Let's take a look. That now-archaic institution called the Electoral College
settled all early elections. Because voting was restricted to propertied white
males, almost nobody voted—just 66,000 back in 1800—and that was the point. The
Founders distrusted the masses and the Electoral College existed to make sure that
men of "substance and bearing" (their term) could undo a
"mistake" by the voters. The real action took place in small caucuses
of Federalist leaders who were also electors. This select group debated who the
president should be and the second-most popular candidate was VP. They never
envisioned an election in which a rival political party would contest power and
win, but that's exactly what happened in 1800 when Thomas Jefferson's
Democratic-Republicans (today's Democrats) defeated incumbent President John
Adams.
The Federalists feared Jefferson, whose radical agrarianism
and take on the French Revolution was the opposite of theirs, and they weren't
even sure a transfer of power could take place without a violent upheaval. More
vexing still was the fact that there was nothing in the Constitution about
political parties or allowing a presidential candidate to designate a VP. (That
doesn't happen until the 12th Amendment was ratified in 1804.) All
knew that Jefferson was the presidential candidate and that his running mate,
Aaron Burr, was meant to be Vice President, but each received the same number
of Electoral College votes. If you wonder why Burr didn't just step aside, you
know nothing about the ambitious and amoral Aaron Burr! It took 36 Electoral
College votes to determine that Jefferson would be the third president, and it
hinged on a single changed vote: that of Alexander Hamilton.
Was it because Hamilton put duty above personal views? Not
quite. He disliked Jefferson, but deemed him "by far not so dangerous a
man" as Burr. He went on to opine that Jefferson was merely a
"foolish, abstract terrorist," but that Burr was the real deal. As
you probably know, in 1804 Burr killed Hamilton in an illegal duel, thereby
robbing the country of perhaps its greatest mind of the day, and proving
Hamilton's view that Burr was indeed a "dangerous man."

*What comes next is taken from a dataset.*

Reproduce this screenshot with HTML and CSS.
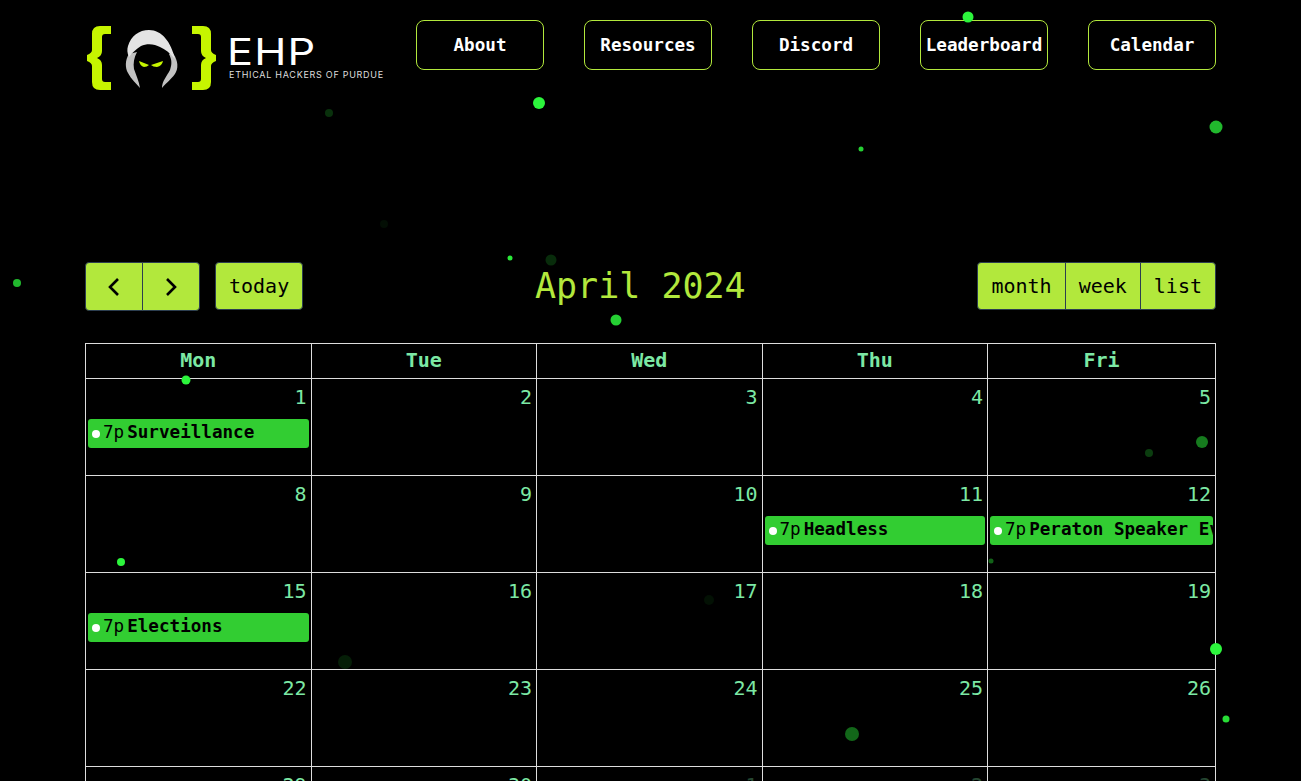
FILE: index.html
```html
<!DOCTYPE html>
<html lang="en">
<head>
    <meta charset="UTF-8">
    <meta name="viewport" content="width=device-width, initial-scale=1.0">
    <title>Calendar - Ethical Hackers of Purdue</title>
    <link rel="stylesheet" href="styles.css">
</head>
<body>
    <div class="page">
        <header class="site-header">
            <a class="logo" href="#">
                <svg class="logo-mark" viewBox="0 0 130 64" width="130" height="64" aria-hidden="true">
                    <path class="brace" d="M24 0H13Q5 0 5 8V24Q5 27 0 29V35Q5 37 5 40V56Q5 64 13 64H24V56H18Q15 56 15 53V39Q15 34 10 32Q15 30 15 25V11Q15 8 18 8H24Z"/>
                    <path class="brace" transform="translate(129 0) scale(-1 1)" d="M24 0H13Q5 0 5 8V24Q5 27 0 29V35Q5 37 5 40V56Q5 64 13 64H24V56H18Q15 56 15 53V39Q15 34 10 32Q15 30 15 25V11Q15 8 18 8H24Z"/>
                    <path class="hood-low" d="M42 28C38 34 38 42 41 47C44 53 49 57 53 62C52 55 49 49 47 43C46 37 47 32 50 26ZM85 26C90 32 92 40 89 46C86 52 80 56 75 62C75 55 80 50 83 44C85 38 85 34 82 28Z"/>
                    <path class="hood-top" d="M41 20C44 10 52 4 62 4C75 4 84 16 88 33C83 27 78 23 73 21C68 18 60 17 54 20C49 23 45 27 42 31C40 27 40 23 41 20Z"/>
                    <path class="eye" d="M52 35L62 39Q60 41 57 41Q53 40 52 35ZM76 35L64 39Q66 41 70 41Q75 40 76 35Z"/>
                </svg>
                <span class="logo-text">
                    <span class="logo-name">EHP</span>
                    <span class="logo-sub">ETHICAL HACKERS OF PURDUE</span>
                </span>
            </a>
            <nav class="main-nav">
                <a href="#">About</a>
                <a href="#">Resources</a>
                <a href="#">Discord</a>
                <a href="#">Leaderboard</a>
                <a href="#">Calendar</a>
            </nav>
        </header>

        <main class="calendar">
            <div class="toolbar">
                <div class="toolbar-left">
                    <div class="btn-group arrows">
                        <button class="fc-btn" aria-label="prev">
                            <svg viewBox="0 0 16 20" width="16" height="20"><path d="M12 2L4 10L12 18"/></svg>
                        </button>
                        <button class="fc-btn" aria-label="next">
                            <svg viewBox="0 0 16 20" width="16" height="20"><path d="M4 2L12 10L4 18"/></svg>
                        </button>
                    </div>
                    <button class="fc-btn today">today</button>
                </div>
                <h2 class="title">April 2024</h2>
                <div class="btn-group">
                    <button class="fc-btn">month</button>
                    <button class="fc-btn">week</button>
                    <button class="fc-btn">list</button>
                </div>
            </div>

            <table class="month">
                <thead>
                    <tr><th>Mon</th><th>Tue</th><th>Wed</th><th>Thu</th><th>Fri</th></tr>
                </thead>
                <tbody>
                    <tr>
                        <td><div class="num">1</div><div class="event"><i></i><span class="time">7p</span><b>Surveillance</b></div></td>
                        <td><div class="num">2</div></td>
                        <td><div class="num">3</div></td>
                        <td><div class="num">4</div></td>
                        <td><div class="num">5</div></td>
                    </tr>
                    <tr>
                        <td><div class="num">8</div></td>
                        <td><div class="num">9</div></td>
                        <td><div class="num">10</div></td>
                        <td><div class="num">11</div><div class="event"><i></i><span class="time">7p</span><b>Headless</b></div></td>
                        <td><div class="num">12</div><div class="event"><i></i><span class="time">7p</span><b>Peraton Speaker Event</b></div></td>
                    </tr>
                    <tr>
                        <td><div class="num">15</div><div class="event"><i></i><span class="time">7p</span><b>Elections</b></div></td>
                        <td><div class="num">16</div></td>
                        <td><div class="num">17</div></td>
                        <td><div class="num">18</div></td>
                        <td><div class="num">19</div></td>
                    </tr>
                    <tr>
                        <td><div class="num">22</div></td>
                        <td><div class="num">23</div></td>
                        <td><div class="num">24</div></td>
                        <td><div class="num">25</div></td>
                        <td><div class="num">26</div></td>
                    </tr>
                    <tr>
                        <td><div class="num">29</div></td>
                        <td><div class="num">30</div></td>
                        <td><div class="num other">1</div></td>
                        <td><div class="num other">2</div></td>
                        <td><div class="num other">3</div></td>
                    </tr>
                </tbody>
            </table>
        </main>
    </div>

    <!-- background particles, free canvas -->
    <svg class="particles" width="1301" height="781" aria-hidden="true">
        <circle cx="968" cy="17" r="5.5" opacity="1"/>
        <circle cx="539" cy="103" r="6" opacity="1"/>
        <circle cx="329" cy="113" r="4" opacity="0.2"/>
        <circle cx="861" cy="149" r="2.5" opacity="0.85"/>
        <circle cx="1216" cy="127" r="6.5" opacity="0.75"/>
        <circle cx="384" cy="224" r="4" opacity="0.06"/>
        <circle cx="510" cy="258" r="2.5" opacity="0.95"/>
        <circle cx="551" cy="260" r="5.5" opacity="0.18"/>
        <circle cx="17" cy="283" r="4" opacity="0.75"/>
        <circle cx="616" cy="320" r="5.5" opacity="0.85"/>
        <circle cx="186" cy="380" r="4.5" opacity="1"/>
        <circle cx="1202" cy="442" r="6" opacity="0.5"/>
        <circle cx="1149" cy="453" r="4" opacity="0.25"/>
        <circle cx="121" cy="562" r="4" opacity="1"/>
        <circle cx="991" cy="561" r="2.5" opacity="0.4"/>
        <circle cx="709" cy="600" r="5" opacity="0.07"/>
        <circle cx="345" cy="662" r="7" opacity="0.12"/>
        <circle cx="1216" cy="649" r="6" opacity="1"/>
        <circle cx="1226" cy="719" r="3.5" opacity="0.9"/>
        <circle cx="852" cy="734" r="7" opacity="0.42"/>
    </svg>
</body>
</html>
```

FILE: styles.css
```css
html, body {
    height: 100%;
    overflow: hidden;
}

body {
    margin: 0;
    background-color: #000;
    color: #fff;
    font-family: "DejaVu Sans Mono", monospace;
    position: relative;
}

.page {
    width: 1131px;
    margin: 0 auto;
}

/* header */
.site-header {
    display: flex;
    justify-content: space-between;
    align-items: flex-start;
    padding-top: 20px;
    height: 262px;
    box-sizing: border-box;
}

.logo {
    display: flex;
    gap: 12px;
    margin: 6px 0 0 2px;
    text-decoration: none;
    color: #fff;
    font-family: Inter, sans-serif;
}

.logo-mark {
    display: block;
}

.brace {
    fill: #c6f500;
}

.hood-top {
    fill: #e4e4e4;
}

.hood-low {
    fill: #c2c2c2;
}

.eye {
    fill: #c6f500;
}

.logo-text {
    display: flex;
    flex-direction: column;
    padding-top: 8px;
}

.logo-name {
    font-size: 37px;
    font-weight: 400;
    line-height: 35px;
    letter-spacing: 1px;
    transform: scaleX(1.17);
    transform-origin: left;
    margin-left: -2px;
}

.logo-sub {
    font-size: 9px;
    line-height: 12px;
    letter-spacing: 0.72px;
    color: #ddd;
    white-space: nowrap;
}

.main-nav {
    display: flex;
    gap: 40px;
}

.main-nav a {
    display: flex;
    align-items: center;
    justify-content: center;
    width: 128px;
    height: 50px;
    box-sizing: border-box;
    border: 1px solid #b2e83c;
    border-radius: 8px;
    color: #fff;
    font-size: 17.6px;
    font-weight: bold;
    text-decoration: none;
}

/* calendar toolbar */
.toolbar {
    display: flex;
    justify-content: space-between;
    align-items: flex-start;
    height: 81px;
}

.toolbar-left {
    display: flex;
    gap: 15px;
}

.title {
    margin: 2px 0 0;
    color: #b2e83c;
    font-size: 35px;
    font-weight: normal;
    line-height: 44px;
}

.btn-group {
    display: flex;
}

.fc-btn {
    display: flex;
    align-items: center;
    justify-content: center;
    height: 48px;
    padding: 0 13px;
    background-color: #b2e83c;
    border: 1px solid #2c3e50;
    border-radius: 4px;
    color: #000;
    font-family: inherit;
    font-size: 20px;
}

.fc-btn svg path {
    fill: none;
    stroke: #000;
    stroke-width: 2.6;
}

.btn-group .fc-btn:not(:first-child) {
    margin-left: -1px;
    border-top-left-radius: 0;
    border-bottom-left-radius: 0;
}

.btn-group .fc-btn:not(:last-child) {
    border-top-right-radius: 0;
    border-bottom-right-radius: 0;
}

.arrows .fc-btn {
    width: 58px;
    height: 49px;
}

/* month grid */
.month {
    width: 1131px;
    table-layout: fixed;
    border-collapse: collapse;
}

.month th,
.month td {
    border: 1px solid #ddd;
    padding: 0;
}

.month th {
    width: 225.5px;
    height: 35px;
    padding-bottom: 2px;
    box-sizing: border-box;
    color: #7ce8a4;
    font-size: 20px;
    font-weight: bold;
}

.month th:last-child {
    width: auto;
}

.month td {
    height: 96px;
    vertical-align: top;
}

.num {
    height: 40px;
    box-sizing: border-box;
    padding: 7px 4px 0 0;
    color: #7ce8a4;
    font-size: 20px;
    line-height: 23px;
    text-align: right;
}

.num.other {
    opacity: 0.3;
}

.event {
    display: flex;
    align-items: center;
    box-sizing: border-box;
    height: 29px;
    margin: 0 2px;
    padding: 0 0 4px 4px;
    background-color: #32cd32;
    border-radius: 3px;
    color: #000;
    font-size: 17.6px;
    white-space: nowrap;
    overflow: hidden;
}

.event i {
    flex: none;
    width: 8px;
    height: 8px;
    margin-top: 4px;
    background-color: #fff;
    border-radius: 50%;
}

.event .time {
    margin: 0 3px;
}

/* particles sit above the grid, clicks go through */
.particles {
    position: absolute;
    top: 0;
    left: 0;
    pointer-events: none;
    fill: #2cf53c;
}
```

How does this apply today when voters can decide? Donald
Trump is a freak show, but he's by far the lesser of two evils compared to Ted
Cruz. He craves attention and says outrageous things, but he's probably not
serious about half of them. Ted Cruz is. He's pro-gun and anti-everything else liberals
hold sacred. He's not just anti-choice, he's part of the insert IUD cameras
into the uteruses of abortion-seekers crowd. He wants to dismantle Obamacare, Affirmative Action, the
Clean Air Act, the Clean Water Act, and all laws forbidding discrimination
against gays and lesbians. He wants the Keystone pipeline, perpetual war
against foreign enemies, harsher drug laws, and a reworking of the legal code
that would be an Old Testament version of Sharia law. He believes in Creationism,
insists climate change isn't happening, that immigrants should be banned, that
the US military should be unleashed around the globe, and that women should remain
helpmeets to men. Consider: in a Senate full of nasty sons-of-bitches, even
they hate his guts. If this man becomes POTUS, Margaret Atwood's The Handmaiden's Tale will seem like
current events.
Here's where it gets scarier—it could happen. The Democrats
are hurtling toward disaster (What? Again?) with Hillary Clinton destined to be
its standard bearer. It doesn't matter whether you think her opponents are
sexist or misguided; there are tens of millions of voters who despise her and
think anyone else is preferable. This
includes millions of Sanders' supporters—especially young ones–who will stay at
home on Election Day if Hillary gets the nomination. Save your admonishments
because it's going to happen.
If Trump doesn't get the nomination, he is likely to bolt
the GOP and run as an independent. If that happens, I don't see any candidate
getting the magical 270 electorals needed to win. If you think the Election of
2000 was bad, in 2016 it's entirely possible the candidate with the third most votes will be POTUS. Call it
a reverse 1800 scenario. In a three-way race, Clinton will win the popular vote
but if she is short of 270 in the Electoral College, by what magical thinking
does the GOP-controlled House of Representatives give her the presidency? Or
second-place finisher Donald Trump? Hello President Cruz (or a dark horse
designate for whom no one voted—Paul
Ryan? Jeb Bush? Mitch McConnell?)
Hillary Clinton is a terrible campaigner and, yes, I'm among
the millions who neither like nor trust her, but if she's your candidate you
better root like hell for The Donald to wrap up the GOP nomination. In a
two-way race Clinton has a small chance of beating Trump, but in the
next-to-worst-case scenario we'd end up with a foolish abstract terrorist
instead of a real one.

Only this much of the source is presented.